• EXTRACTED ENTRIES:

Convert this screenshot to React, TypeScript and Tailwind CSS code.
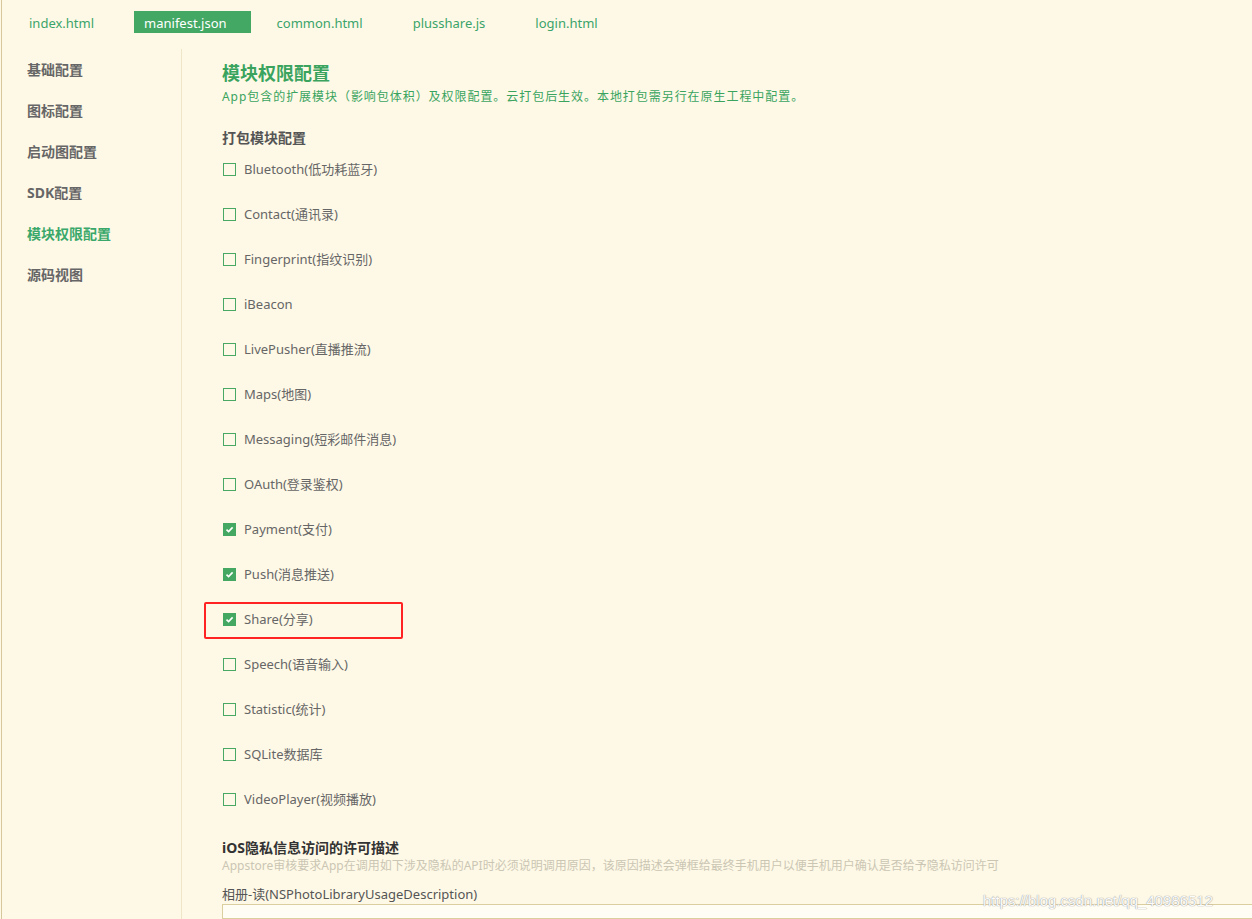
import React from "react";

const font = { fontFamily: '"Noto Sans", "Noto Sans CJK SC", sans-serif' };

const tabs = ["index.html", "manifest.json", "common.html", "plusshare.js", "login.html"];
const side = ["基础配置", "图标配置", "启动图配置", "SDK配置", "模块权限配置", "源码视图"];
const mods: [string, boolean][] = [
  ["Bluetooth(低功耗蓝牙)", false],
  ["Contact(通讯录)", false],
  ["Fingerprint(指纹识别)", false],
  ["iBeacon", false],
  ["LivePusher(直播推流)", false],
  ["Maps(地图)", false],
  ["Messaging(短彩邮件消息)", false],
  ["OAuth(登录鉴权)", false],
  ["Payment(支付)", true],
  ["Push(消息推送)", true],
  ["Share(分享)", true],
  ["Speech(语音输入)", false],
  ["Statistic(统计)", false],
  ["SQLite数据库", false],
  ["VideoPlayer(视频播放)", false],
];

export default function App() {
  return (
    <div className="w-[1252px] h-[919px] overflow-hidden bg-[#fef9e6] pl-px relative" style={font}>
      <div className="h-full border-l border-[#d6c79c] flex flex-col">
        <div className="h-[49px] pt-[11px] pl-[17px] flex gap-4">
          {tabs.map((t, i) => (
            <div
              key={t}
              className={
                "h-[22px] pl-[10px] pr-[24px] flex items-center text-[13px] leading-[22px] pt-[1px] " +
                (i === 1 ? "bg-[#42a864] text-white" : "text-[#3aa46a]")
              }
            >
              {t}
            </div>
          ))}
        </div>
        <div className="flex flex-1 min-h-0">
          <div className="w-[180px] border-r border-[#efe6c8] flex flex-col">
            {side.map((s, i) => (
              <div
                key={s}
                className={
                  "h-[41px] pl-[25px] flex items-center text-[14px] font-bold " +
                  (i === 4 ? "text-[#3aa86a]" : "text-[#666]")
                }
              >
                {s}
              </div>
            ))}
          </div>
          <div className="flex-1 pl-[40px] pt-[12px] flex flex-col">
            <div className="text-[18px] leading-[24px] font-bold text-[#3aa45f]">模块权限配置</div>
            <div className="mt-[4px] text-[12px] leading-[16px] tracking-[0.95px] text-[#3aa45f]">
              App包含的扩展模块（影响包体积）及权限配置。云打包后生效。本地打包需另行在原生工程中配置。
            </div>
            <div className="mt-[24px] text-[14px] leading-[18px] font-bold text-[#555]">打包模块配置</div>
            <div className="flex flex-col">
              {mods.map(([m, c]) => (
                <div key={m} className="h-[45px] flex items-center relative">
                  {c ? (
                    <div className="w-[13px] h-[13px] ml-px bg-[#45a862] flex items-center justify-center">
                      <svg width="9" height="9" viewBox="0 0 9 9">
                        <path d="M1.5 4.6 L3.6 6.6 L7.6 2.4" stroke="white" strokeWidth="1.6" fill="none" />
                      </svg>
                    </div>
                  ) : (
                    <div className="w-[13px] h-[13px] ml-px border border-[#4aa865]" />
                  )}
                  <span className="ml-[8px] text-[13px] text-[#666]">{m}</span>
                  {m.startsWith("Share") && (
                    <div className="absolute left-[-18px] top-[5px] w-[199px] h-[37px] border-2 border-[#ff2323] rounded-[2px]" />
                  )}
                </div>
              ))}
            </div>
            <div className="mt-[16px] text-[14px] leading-[20px] font-bold text-[#333]">iOS隐私信息访问的许可描述</div>
            <div className="text-[12px] leading-[16px] text-[#cbc6b4]">
              Appstore审核要求App在调用如下涉及隐私的API时必须说明调用原因，该原因描述会弹框给最终手机用户以便手机用户确认是否给予隐私访问许可
            </div>
            <div className="mt-[11px] text-[13px] leading-[18px] text-[#555]">相册-读(NSPhotoLibraryUsageDescription)</div>
            <div className="mt-[1px] h-[40px] -mr-[4px] border border-[#dccf9f] bg-[#fffdf4]" />
          </div>
        </div>
      </div>
      <div
        className="absolute left-[983px] top-[890px] text-[15px] text-[#fbfbfb]"
        style={{ fontFamily: '"Liberation Sans", Arial, sans-serif', textShadow: "0 0 1px #999, 0 0 1px #aaa" }}
      >
        https://blog.csdn.net/qq_40986512
      </div>
    </div>
  );
}
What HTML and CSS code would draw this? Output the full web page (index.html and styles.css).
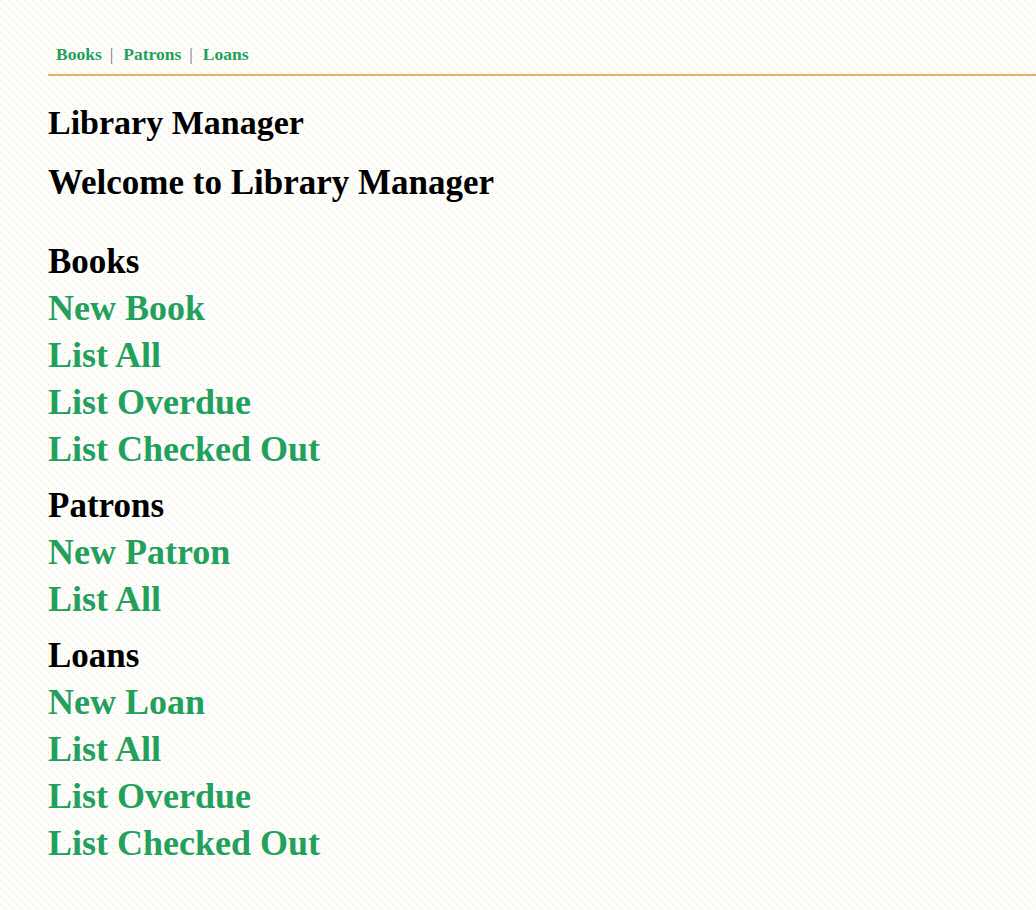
FILE: index.html
```html
<!DOCTYPE html>
<html lang="en">
<head>
<meta charset="utf-8">
<title>Library Manager</title>
<link rel="stylesheet" href="styles.css">
</head>
<body>
<div class="page">
  <nav class="topnav">
    <a href="#">Books</a><span class="sep">|</span><a href="#">Patrons</a><span class="sep">|</span><a href="#">Loans</a>
  </nav>
  <h1 class="title">Library Manager</h1>
  <h2 class="welcome">Welcome to Library Manager</h2>
  <section class="group">
    <h3 class="group-title">Books</h3>
    <a class="action" href="#">New Book</a>
    <a class="action" href="#">List All</a>
    <a class="action" href="#">List Overdue</a>
    <a class="action" href="#">List Checked Out</a>
  </section>
  <section class="group">
    <h3 class="group-title">Patrons</h3>
    <a class="action" href="#">New Patron</a>
    <a class="action" href="#">List All</a>
  </section>
  <section class="group">
    <h3 class="group-title">Loans</h3>
    <a class="action" href="#">New Loan</a>
    <a class="action" href="#">List All</a>
    <a class="action" href="#">List Overdue</a>
    <a class="action" href="#">List Checked Out</a>
  </section>
</div>
</body>
</html>
```

FILE: styles.css
```css
html, body {
  margin: 0;
  padding: 0;
}
body {
  background-color: #fcfcfd;
  background-image:
    radial-gradient(circle at 0.5px 0.5px, #f4ee7a 0.5px, transparent 0.6px),
    radial-gradient(circle at 0.5px 0.5px, #f4ee7a 0.5px, transparent 0.6px);
  background-size: 8px 8px, 8px 8px;
  background-position: 0 0, 4px 4px;
  font-family: "Liberation Serif", "Times New Roman", serif;
  color: #000;
  min-height: 910px;
}
.page {
  padding-left: 48px;
}
.topnav {
  display: flex;
  align-items: center;
  padding: 44px 0 10px 8px;
  line-height: 20px;
  font-size: 17.5px;
  font-weight: bold;
  border-bottom: 2px solid #dcb266;
}
.topnav a {
  color: #22a05c;
  text-decoration: none;
}
.topnav .sep {
  color: #70707c;
  font-weight: normal;
  margin: 0 10px 0 8px;
}
.title {
  margin: 27px 0 0;
  font-size: 34px;
  line-height: 40px;
  font-weight: bold;
}
.welcome {
  margin: 20px 0 0;
  font-size: 35px;
  line-height: 40px;
  font-weight: bold;
}
.group {
  display: flex;
  flex-direction: column;
  align-items: flex-start;
  margin-top: 9px;
}
.welcome + .group {
  margin-top: 35px;
}
.group-title {
  margin: 0;
  font-size: 35px;
  line-height: 47px;
  font-weight: bold;
}
.action {
  font-size: 36px;
  line-height: 47px;
  font-weight: bold;
  color: #22a05c;
  text-decoration: none;
}
```
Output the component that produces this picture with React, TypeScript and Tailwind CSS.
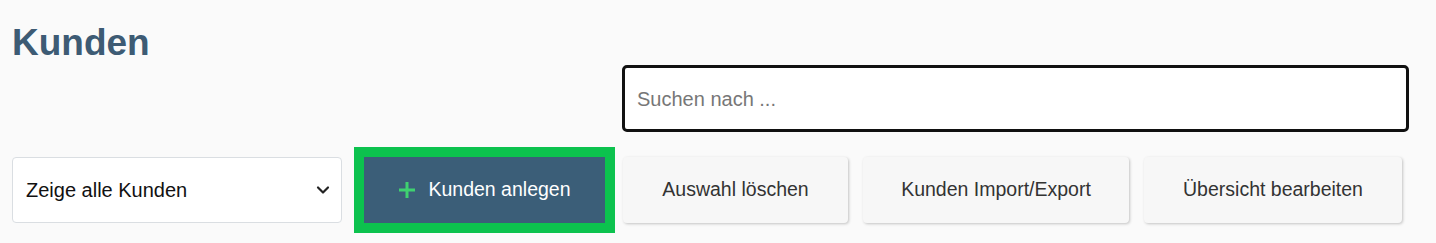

• DIRECTIONS FOR THIS TASK:
Copy the listing in full and without alteration, omitting every picture.

• RESULT:
Convert this screenshot to React, TypeScript and Tailwind CSS code.
import React from "react";

const font = { fontFamily: '"Noto Sans", "Noto Sans CJK SC", sans-serif' };

const tabs = ["index.html", "manifest.json", "common.html", "plusshare.js", "login.html"];
const side = ["基础配置", "图标配置", "启动图配置", "SDK配置", "模块权限配置", "源码视图"];
const mods: [string, boolean][] = [
  ["Bluetooth(低功耗蓝牙)", false],
  ["Contact(通讯录)", false],
  ["Fingerprint(指纹识别)", false],
  ["iBeacon", false],
  ["LivePusher(直播推流)", false],
  ["Maps(地图)", false],
  ["Messaging(短彩邮件消息)", false],
  ["OAuth(登录鉴权)", false],
  ["Payment(支付)", true],
  ["Push(消息推送)", true],
  ["Share(分享)", true],
  ["Speech(语音输入)", false],
  ["Statistic(统计)", false],
  ["SQLite数据库", false],
  ["VideoPlayer(视频播放)", false],
];

export default function App() {
  return (
    <div className="w-[1252px] h-[919px] overflow-hidden bg-[#fef9e6] pl-px relative" style={font}>
      <div className="h-full border-l border-[#d6c79c] flex flex-col">
        <div className="h-[49px] pt-[11px] pl-[17px] flex gap-4">
          {tabs.map((t, i) => (
            <div
              key={t}
              className={
                "h-[22px] pl-[10px] pr-[24px] flex items-center text-[13px] leading-[22px] pt-[1px] " +
                (i === 1 ? "bg-[#42a864] text-white" : "text-[#3aa46a]")
              }
            >
              {t}
            </div>
          ))}
        </div>
        <div className="flex flex-1 min-h-0">
          <div className="w-[180px] border-r border-[#efe6c8] flex flex-col">
            {side.map((s, i) => (
              <div
                key={s}
                className={
                  "h-[41px] pl-[25px] flex items-center text-[14px] font-bold " +
                  (i === 4 ? "text-[#3aa86a]" : "text-[#666]")
                }
              >
                {s}
              </div>
            ))}
          </div>
          <div className="flex-1 pl-[40px] pt-[12px] flex flex-col">
            <div className="text-[18px] leading-[24px] font-bold text-[#3aa45f]">模块权限配置</div>
            <div className="mt-[4px] text-[12px] leading-[16px] tracking-[0.95px] text-[#3aa45f]">
              App包含的扩展模块（影响包体积）及权限配置。云打包后生效。本地打包需另行在原生工程中配置。
            </div>
            <div className="mt-[24px] text-[14px] leading-[18px] font-bold text-[#555]">打包模块配置</div>
            <div className="flex flex-col">
              {mods.map(([m, c]) => (
                <div key={m} className="h-[45px] flex items-center relative">
                  {c ? (
                    <div className="w-[13px] h-[13px] ml-px bg-[#45a862] flex items-center justify-center">
                      <svg width="9" height="9" viewBox="0 0 9 9">
                        <path d="M1.5 4.6 L3.6 6.6 L7.6 2.4" stroke="white" strokeWidth="1.6" fill="none" />
                      </svg>
                    </div>
                  ) : (
                    <div className="w-[13px] h-[13px] ml-px border border-[#4aa865]" />
                  )}
                  <span className="ml-[8px] text-[13px] text-[#666]">{m}</span>
                  {m.startsWith("Share") && (
                    <div className="absolute left-[-18px] top-[5px] w-[199px] h-[37px] border-2 border-[#ff2323] rounded-[2px]" />
                  )}
                </div>
              ))}
            </div>
            <div className="mt-[16px] text-[14px] leading-[20px] font-bold text-[#333]">iOS隐私信息访问的许可描述</div>
            <div className="text-[12px] leading-[16px] text-[#cbc6b4]">
              Appstore审核要求App在调用如下涉及隐私的API时必须说明调用原因，该原因描述会弹框给最终手机用户以便手机用户确认是否给予隐私访问许可
            </div>
            <div className="mt-[11px] text-[13px] leading-[18px] text-[#555]">相册-读(NSPhotoLibraryUsageDescription)</div>
            <div className="mt-[1px] h-[40px] -mr-[4px] border border-[#dccf9f] bg-[#fffdf4]" />
          </div>
        </div>
      </div>
      <div
        className="absolute left-[983px] top-[890px] text-[15px] text-[#fbfbfb]"
        style={{ fontFamily: '"Liberation Sans", Arial, sans-serif', textShadow: "0 0 1px #999, 0 0 1px #aaa" }}
      >
        https://blog.csdn.net/qq_40986512
      </div>
    </div>
  );
}
What HTML and CSS code would draw this? Output the full web page (index.html and styles.css).
FILE: index.html
```html
<!DOCTYPE html>
<html lang="en">
<head>
<meta charset="utf-8">
<title>Library Manager</title>
<link rel="stylesheet" href="styles.css">
</head>
<body>
<div class="page">
  <nav class="topnav">
    <a href="#">Books</a><span class="sep">|</span><a href="#">Patrons</a><span class="sep">|</span><a href="#">Loans</a>
  </nav>
  <h1 class="title">Library Manager</h1>
  <h2 class="welcome">Welcome to Library Manager</h2>
  <section class="group">
    <h3 class="group-title">Books</h3>
    <a class="action" href="#">New Book</a>
    <a class="action" href="#">List All</a>
    <a class="action" href="#">List Overdue</a>
    <a class="action" href="#">List Checked Out</a>
  </section>
  <section class="group">
    <h3 class="group-title">Patrons</h3>
    <a class="action" href="#">New Patron</a>
    <a class="action" href="#">List All</a>
  </section>
  <section class="group">
    <h3 class="group-title">Loans</h3>
    <a class="action" href="#">New Loan</a>
    <a class="action" href="#">List All</a>
    <a class="action" href="#">List Overdue</a>
    <a class="action" href="#">List Checked Out</a>
  </section>
</div>
</body>
</html>
```

FILE: styles.css
```css
html, body {
  margin: 0;
  padding: 0;
}
body {
  background-color: #fcfcfd;
  background-image:
    radial-gradient(circle at 0.5px 0.5px, #f4ee7a 0.5px, transparent 0.6px),
    radial-gradient(circle at 0.5px 0.5px, #f4ee7a 0.5px, transparent 0.6px);
  background-size: 8px 8px, 8px 8px;
  background-position: 0 0, 4px 4px;
  font-family: "Liberation Serif", "Times New Roman", serif;
  color: #000;
  min-height: 910px;
}
.page {
  padding-left: 48px;
}
.topnav {
  display: flex;
  align-items: center;
  padding: 44px 0 10px 8px;
  line-height: 20px;
  font-size: 17.5px;
  font-weight: bold;
  border-bottom: 2px solid #dcb266;
}
.topnav a {
  color: #22a05c;
  text-decoration: none;
}
.topnav .sep {
  color: #70707c;
  font-weight: normal;
  margin: 0 10px 0 8px;
}
.title {
  margin: 27px 0 0;
  font-size: 34px;
  line-height: 40px;
  font-weight: bold;
}
.welcome {
  margin: 20px 0 0;
  font-size: 35px;
  line-height: 40px;
  font-weight: bold;
}
.group {
  display: flex;
  flex-direction: column;
  align-items: flex-start;
  margin-top: 9px;
}
.welcome + .group {
  margin-top: 35px;
}
.group-title {
  margin: 0;
  font-size: 35px;
  line-height: 47px;
  font-weight: bold;
}
.action {
  font-size: 36px;
  line-height: 47px;
  font-weight: bold;
  color: #22a05c;
  text-decoration: none;
}
```
Output the component that produces this picture with React, TypeScript and Tailwind CSS.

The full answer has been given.